• **PROVIDED MATERIAL**:
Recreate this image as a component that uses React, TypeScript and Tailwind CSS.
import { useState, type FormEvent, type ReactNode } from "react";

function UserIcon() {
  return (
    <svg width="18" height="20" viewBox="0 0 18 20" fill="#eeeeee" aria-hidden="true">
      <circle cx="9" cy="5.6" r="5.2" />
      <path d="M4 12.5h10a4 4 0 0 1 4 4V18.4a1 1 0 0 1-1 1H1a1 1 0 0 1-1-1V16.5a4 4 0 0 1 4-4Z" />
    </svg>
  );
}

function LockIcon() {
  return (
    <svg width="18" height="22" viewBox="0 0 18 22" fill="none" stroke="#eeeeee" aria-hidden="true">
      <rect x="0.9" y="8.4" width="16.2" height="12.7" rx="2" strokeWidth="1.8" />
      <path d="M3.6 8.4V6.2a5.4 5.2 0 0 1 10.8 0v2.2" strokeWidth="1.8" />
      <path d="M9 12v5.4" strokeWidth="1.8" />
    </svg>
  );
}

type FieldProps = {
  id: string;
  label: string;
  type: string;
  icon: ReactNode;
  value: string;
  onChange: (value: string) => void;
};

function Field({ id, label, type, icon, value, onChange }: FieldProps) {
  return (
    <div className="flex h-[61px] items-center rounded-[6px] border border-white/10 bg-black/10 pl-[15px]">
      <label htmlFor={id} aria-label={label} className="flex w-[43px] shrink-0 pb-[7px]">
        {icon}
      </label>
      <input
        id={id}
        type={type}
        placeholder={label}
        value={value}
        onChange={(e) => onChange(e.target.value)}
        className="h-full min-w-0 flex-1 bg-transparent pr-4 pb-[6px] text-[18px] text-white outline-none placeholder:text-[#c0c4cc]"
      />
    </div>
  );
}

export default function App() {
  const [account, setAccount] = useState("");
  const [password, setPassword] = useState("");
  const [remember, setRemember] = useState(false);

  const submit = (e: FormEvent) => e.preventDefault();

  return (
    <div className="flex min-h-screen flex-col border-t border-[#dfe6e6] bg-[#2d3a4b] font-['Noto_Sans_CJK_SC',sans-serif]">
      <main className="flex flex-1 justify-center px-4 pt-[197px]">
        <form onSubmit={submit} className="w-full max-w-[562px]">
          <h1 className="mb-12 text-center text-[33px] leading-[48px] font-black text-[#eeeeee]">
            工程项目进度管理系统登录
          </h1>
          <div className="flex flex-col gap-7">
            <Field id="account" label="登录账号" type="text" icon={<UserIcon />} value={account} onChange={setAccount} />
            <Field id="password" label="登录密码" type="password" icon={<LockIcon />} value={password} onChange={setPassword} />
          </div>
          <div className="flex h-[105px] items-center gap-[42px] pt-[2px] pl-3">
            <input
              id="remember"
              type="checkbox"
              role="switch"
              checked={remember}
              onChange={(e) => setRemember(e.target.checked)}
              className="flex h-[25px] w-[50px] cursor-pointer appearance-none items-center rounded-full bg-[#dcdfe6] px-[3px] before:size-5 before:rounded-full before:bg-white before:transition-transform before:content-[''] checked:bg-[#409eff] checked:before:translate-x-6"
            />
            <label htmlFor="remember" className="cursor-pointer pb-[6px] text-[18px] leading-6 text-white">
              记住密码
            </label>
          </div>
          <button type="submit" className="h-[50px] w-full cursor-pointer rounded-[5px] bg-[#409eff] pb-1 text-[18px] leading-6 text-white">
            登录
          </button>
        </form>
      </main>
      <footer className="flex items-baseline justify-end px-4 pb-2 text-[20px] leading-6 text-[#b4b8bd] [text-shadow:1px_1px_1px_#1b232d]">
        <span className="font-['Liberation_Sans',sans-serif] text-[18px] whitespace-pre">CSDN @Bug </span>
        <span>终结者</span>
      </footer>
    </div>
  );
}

==

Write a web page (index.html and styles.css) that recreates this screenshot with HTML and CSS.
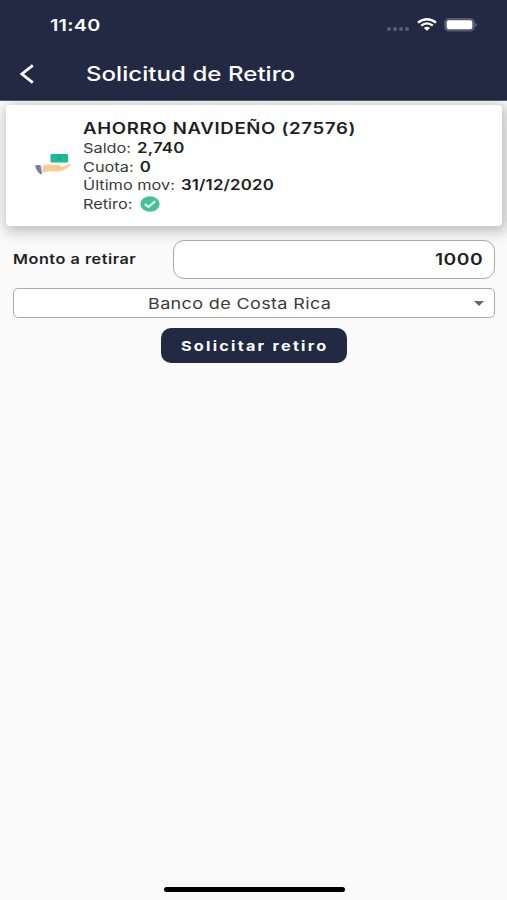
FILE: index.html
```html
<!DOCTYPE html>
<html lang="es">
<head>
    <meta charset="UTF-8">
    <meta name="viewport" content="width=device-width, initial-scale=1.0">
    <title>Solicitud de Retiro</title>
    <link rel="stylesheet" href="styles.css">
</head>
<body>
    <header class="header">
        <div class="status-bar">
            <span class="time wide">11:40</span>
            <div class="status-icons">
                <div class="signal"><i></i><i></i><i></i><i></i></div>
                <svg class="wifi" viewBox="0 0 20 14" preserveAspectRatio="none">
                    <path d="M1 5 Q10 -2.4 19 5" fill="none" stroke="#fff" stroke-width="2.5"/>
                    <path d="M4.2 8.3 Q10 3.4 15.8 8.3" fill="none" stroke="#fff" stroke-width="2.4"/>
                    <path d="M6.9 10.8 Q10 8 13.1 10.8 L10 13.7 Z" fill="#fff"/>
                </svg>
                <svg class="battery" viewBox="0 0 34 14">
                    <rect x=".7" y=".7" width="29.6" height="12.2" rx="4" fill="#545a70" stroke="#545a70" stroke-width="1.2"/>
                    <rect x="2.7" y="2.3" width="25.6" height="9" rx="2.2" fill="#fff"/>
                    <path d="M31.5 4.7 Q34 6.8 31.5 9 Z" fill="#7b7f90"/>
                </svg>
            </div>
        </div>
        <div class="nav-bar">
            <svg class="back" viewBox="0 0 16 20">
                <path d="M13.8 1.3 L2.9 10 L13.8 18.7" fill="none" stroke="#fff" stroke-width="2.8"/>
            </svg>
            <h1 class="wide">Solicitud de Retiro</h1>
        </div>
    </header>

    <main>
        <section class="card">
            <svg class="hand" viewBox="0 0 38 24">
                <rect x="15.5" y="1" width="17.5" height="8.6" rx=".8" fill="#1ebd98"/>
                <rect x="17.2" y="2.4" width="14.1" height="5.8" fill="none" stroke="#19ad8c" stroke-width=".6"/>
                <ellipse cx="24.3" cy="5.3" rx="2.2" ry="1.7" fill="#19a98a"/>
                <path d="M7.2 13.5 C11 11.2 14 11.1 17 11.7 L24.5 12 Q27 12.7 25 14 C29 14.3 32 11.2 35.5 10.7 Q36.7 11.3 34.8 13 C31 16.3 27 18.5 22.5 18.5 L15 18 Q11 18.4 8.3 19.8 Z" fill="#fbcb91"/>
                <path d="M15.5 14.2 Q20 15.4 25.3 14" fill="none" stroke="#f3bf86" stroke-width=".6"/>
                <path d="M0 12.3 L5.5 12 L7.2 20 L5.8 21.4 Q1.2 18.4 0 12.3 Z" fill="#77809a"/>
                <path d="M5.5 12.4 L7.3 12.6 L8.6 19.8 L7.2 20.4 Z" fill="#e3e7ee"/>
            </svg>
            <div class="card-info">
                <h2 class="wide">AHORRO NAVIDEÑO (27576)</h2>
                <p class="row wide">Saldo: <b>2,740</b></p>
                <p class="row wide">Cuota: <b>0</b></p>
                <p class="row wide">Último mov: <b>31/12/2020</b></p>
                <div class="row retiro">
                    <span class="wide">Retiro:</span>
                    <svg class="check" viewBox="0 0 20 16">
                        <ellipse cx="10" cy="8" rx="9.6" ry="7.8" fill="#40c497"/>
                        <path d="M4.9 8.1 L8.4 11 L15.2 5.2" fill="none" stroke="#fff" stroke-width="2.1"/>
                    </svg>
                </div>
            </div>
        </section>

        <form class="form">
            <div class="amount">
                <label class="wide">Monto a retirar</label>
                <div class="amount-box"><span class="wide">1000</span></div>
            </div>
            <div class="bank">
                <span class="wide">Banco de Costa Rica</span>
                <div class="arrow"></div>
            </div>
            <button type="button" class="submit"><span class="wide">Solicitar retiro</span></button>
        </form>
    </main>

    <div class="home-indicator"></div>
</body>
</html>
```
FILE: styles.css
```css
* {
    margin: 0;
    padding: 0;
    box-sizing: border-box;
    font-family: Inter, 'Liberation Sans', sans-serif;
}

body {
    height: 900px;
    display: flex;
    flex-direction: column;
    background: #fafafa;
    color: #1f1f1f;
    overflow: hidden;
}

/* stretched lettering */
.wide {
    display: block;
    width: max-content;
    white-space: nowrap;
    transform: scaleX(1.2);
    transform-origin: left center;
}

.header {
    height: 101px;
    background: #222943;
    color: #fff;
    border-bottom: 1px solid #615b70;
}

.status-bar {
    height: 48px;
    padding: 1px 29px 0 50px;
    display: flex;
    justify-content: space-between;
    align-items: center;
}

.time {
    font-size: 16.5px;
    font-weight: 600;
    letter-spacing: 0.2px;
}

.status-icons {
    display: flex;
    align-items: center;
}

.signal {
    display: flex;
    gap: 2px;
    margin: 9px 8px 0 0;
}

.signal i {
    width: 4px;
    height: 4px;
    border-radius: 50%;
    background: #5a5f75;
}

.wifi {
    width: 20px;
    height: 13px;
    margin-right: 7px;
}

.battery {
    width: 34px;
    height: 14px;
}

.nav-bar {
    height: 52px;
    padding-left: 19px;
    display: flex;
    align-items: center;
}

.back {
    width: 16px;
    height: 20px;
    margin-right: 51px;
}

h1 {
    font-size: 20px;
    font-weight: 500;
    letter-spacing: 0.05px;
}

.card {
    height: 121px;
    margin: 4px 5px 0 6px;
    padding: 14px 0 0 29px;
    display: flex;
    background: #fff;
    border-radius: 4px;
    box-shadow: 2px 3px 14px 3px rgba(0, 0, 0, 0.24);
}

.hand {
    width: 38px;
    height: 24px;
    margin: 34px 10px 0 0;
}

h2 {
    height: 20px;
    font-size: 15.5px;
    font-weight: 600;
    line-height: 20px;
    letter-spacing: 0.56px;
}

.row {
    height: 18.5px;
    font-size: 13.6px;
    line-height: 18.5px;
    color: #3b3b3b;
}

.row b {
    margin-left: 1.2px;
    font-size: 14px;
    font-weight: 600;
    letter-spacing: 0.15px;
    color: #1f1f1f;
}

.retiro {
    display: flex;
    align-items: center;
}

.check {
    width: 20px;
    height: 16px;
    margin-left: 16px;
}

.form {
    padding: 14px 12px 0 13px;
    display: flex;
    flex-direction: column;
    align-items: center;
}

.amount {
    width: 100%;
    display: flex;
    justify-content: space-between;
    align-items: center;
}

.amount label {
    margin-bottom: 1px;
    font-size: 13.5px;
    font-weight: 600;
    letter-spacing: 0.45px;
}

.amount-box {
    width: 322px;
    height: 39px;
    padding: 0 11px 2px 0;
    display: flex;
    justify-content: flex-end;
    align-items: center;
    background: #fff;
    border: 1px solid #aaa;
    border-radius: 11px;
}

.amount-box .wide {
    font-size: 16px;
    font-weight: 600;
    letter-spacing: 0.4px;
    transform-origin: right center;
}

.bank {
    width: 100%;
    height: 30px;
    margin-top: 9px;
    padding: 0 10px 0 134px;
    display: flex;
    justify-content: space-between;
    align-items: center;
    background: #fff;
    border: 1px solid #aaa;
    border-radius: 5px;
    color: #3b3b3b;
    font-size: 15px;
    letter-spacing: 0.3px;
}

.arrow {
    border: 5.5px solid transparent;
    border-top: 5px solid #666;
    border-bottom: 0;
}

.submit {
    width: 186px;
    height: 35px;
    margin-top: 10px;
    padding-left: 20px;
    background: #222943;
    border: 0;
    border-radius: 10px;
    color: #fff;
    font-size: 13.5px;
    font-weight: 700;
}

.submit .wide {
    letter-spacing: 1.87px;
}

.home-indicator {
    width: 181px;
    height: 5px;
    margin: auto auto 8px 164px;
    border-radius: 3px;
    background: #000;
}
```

* * *

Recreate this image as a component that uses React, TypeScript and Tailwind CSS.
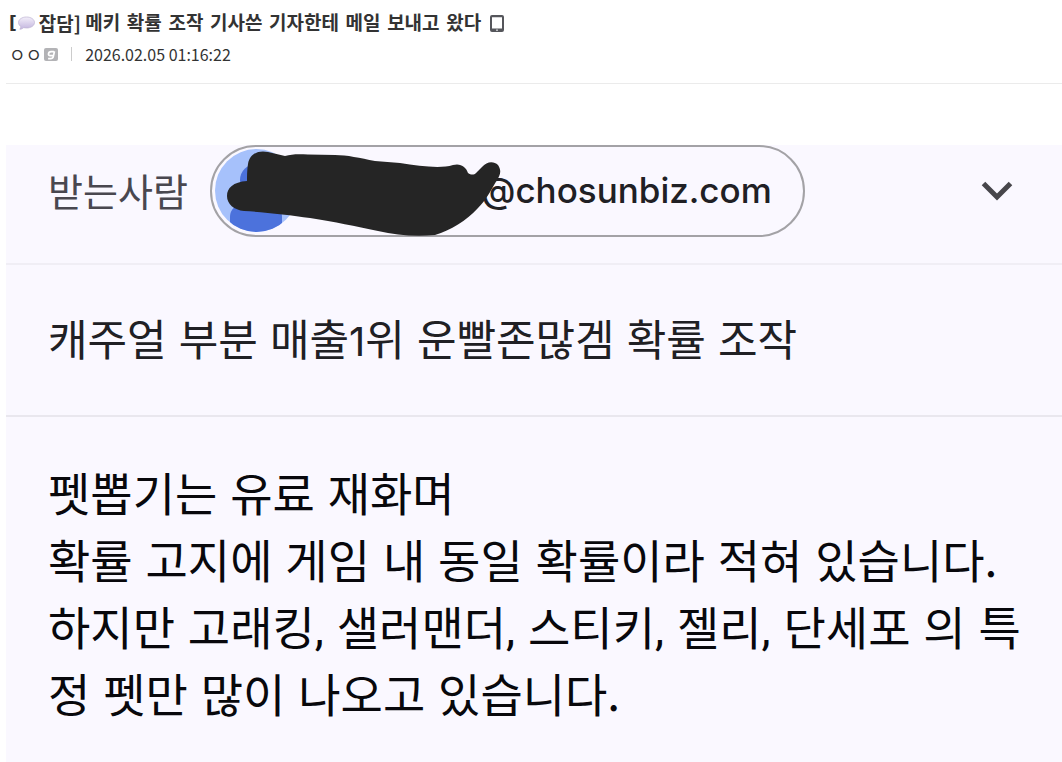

• **TASK DETAILS**:
Collect, from the material above, every line containing the word "index".

• **EXERCISE RESPONSE**:
Write a web page (index.html and styles.css) that recreates this screenshot with HTML and CSS.
FILE: index.html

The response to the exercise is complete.